I have a Lionel O scale Fastrack layout. I do not know much about trains and I have a problem keeping my tracks tight together and from shifting. I always have to go around the layout and push everything together to get the train to run.
What can I do to stop this?


----------



## gunrunnerjohn (Nov 10, 2010)

1/2" binder clips, available at your local office supply store. I used these for years when I had Fastrack on the carpet.


----------



## Steve on Cattail Creek (11 mo ago)

gunrunnerjohn said:


> 1/2" binder clips, available at your local office supply store. I used these for years when I had Fastrack on the carpet.


Well, that's certainly an elegant solution -- I've seen purpose-built parts that were a lot less well-fitted than your ad hoc fix! I wish there was an equivalent easy fix for loose-fitting tubular track -- adjusting the fit at each and every pin is a bit fiddly for my taste! I know some have used zip ties around the end ties, but I like the flexibility (and the invisibility!) of your solution!


----------



## gunrunnerjohn (Nov 10, 2010)

Thanks, these worked perfectly, and I never had an issue with the tracks separating again. It's simple, easy to install, and totally reversible with no mods to the track.


----------



## Big Ed (Jun 16, 2009)

gunrunnerjohn said:


> Thanks, these worked perfectly, and I never had an issue with the tracks separating again. It's simple, easy to install, and totally reversible with no mods to the track.


Looks like a nice fix for running like you said on carpet. 
What about if your running on wood? Wouldn't the track be wobble side to side then?
I never ran that track, i guess for wood you just screw it down?


----------



## Dennis461 (Jan 5, 2018)

Rocket science !


----------



## gunrunnerjohn (Nov 10, 2010)

Big Ed said:


> Looks like a nice fix for running like you said on carpet.
> What about if your running on wood? Wouldn't the track be wobble side to side then?
> I never ran that track, i guess for wood you just screw it down?

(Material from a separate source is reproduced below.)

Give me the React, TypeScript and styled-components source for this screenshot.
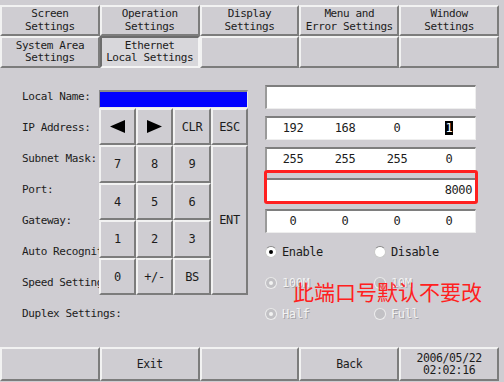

If you're running on wood, you could just tie a couple of the pieces down to keep it from moving, it wouldn't take much. I was running on carpet, so that's why I applied a carpet solution.


----------



## OilValleyRy (Oct 3, 2021)

Needed sunglasses to reply due to the brilliance of that. Going to be one of those solutions that sticks with me for the next 800 years.


----------



## Lemonhawk (Sep 24, 2013)

I've always had a supply of those, but never had I thought of using them for track!


----------



## Steve on Cattail Creek (11 mo ago)

gunrunnerjohn said:


> If you're running on wood, you could just tie a couple of the pieces down to keep it from moving, it wouldn't take much. I was running on carpet, so that's why I applied a carpet solution.


So . . . if you set up a temporary track loop on your bed, and safety pin the track to the comforter to secure it, would that be a blanket solution? Just tryin' to keep up here . . .


----------



## sjm9911 (Dec 20, 2012)

Steve on Cattail Creek said:


> Well, that's certainly an elegant solution -- I've seen purpose-built parts that were a lot less well-fitted than your ad hoc fix! I wish there was an equivalent easy fix for loose-fitting tubular track -- adjusting the fit at each and every pin is a bit fiddly for my taste! I know some have used zip ties around the end ties, but I like the flexibility (and the invisibility!) of your solution!


They also sell 0 scale track clips for tubular. I have never used them. But they make them.


----------



## MohawkMike (Jan 29, 2018)

Blessed be the bind that ties!


----------



## Steve on Cattail Creek (11 mo ago)

MohawkMike said:


> Blessed be the bind that ties!


😖


----------



## rhikdavis (May 19, 2015)

Tough crowd.


----------



## Steve on Cattail Creek (11 mo ago)

rhikdavis said:


> Tough crowd.


Naw -- just jealous I didn't think of it first!


----------



## sapper6349 (1 mo ago)

I use double sided carpet tape for my n gauge on wood.


----------



## sapper6349 (1 mo ago)

Sorry that's on kato track


----------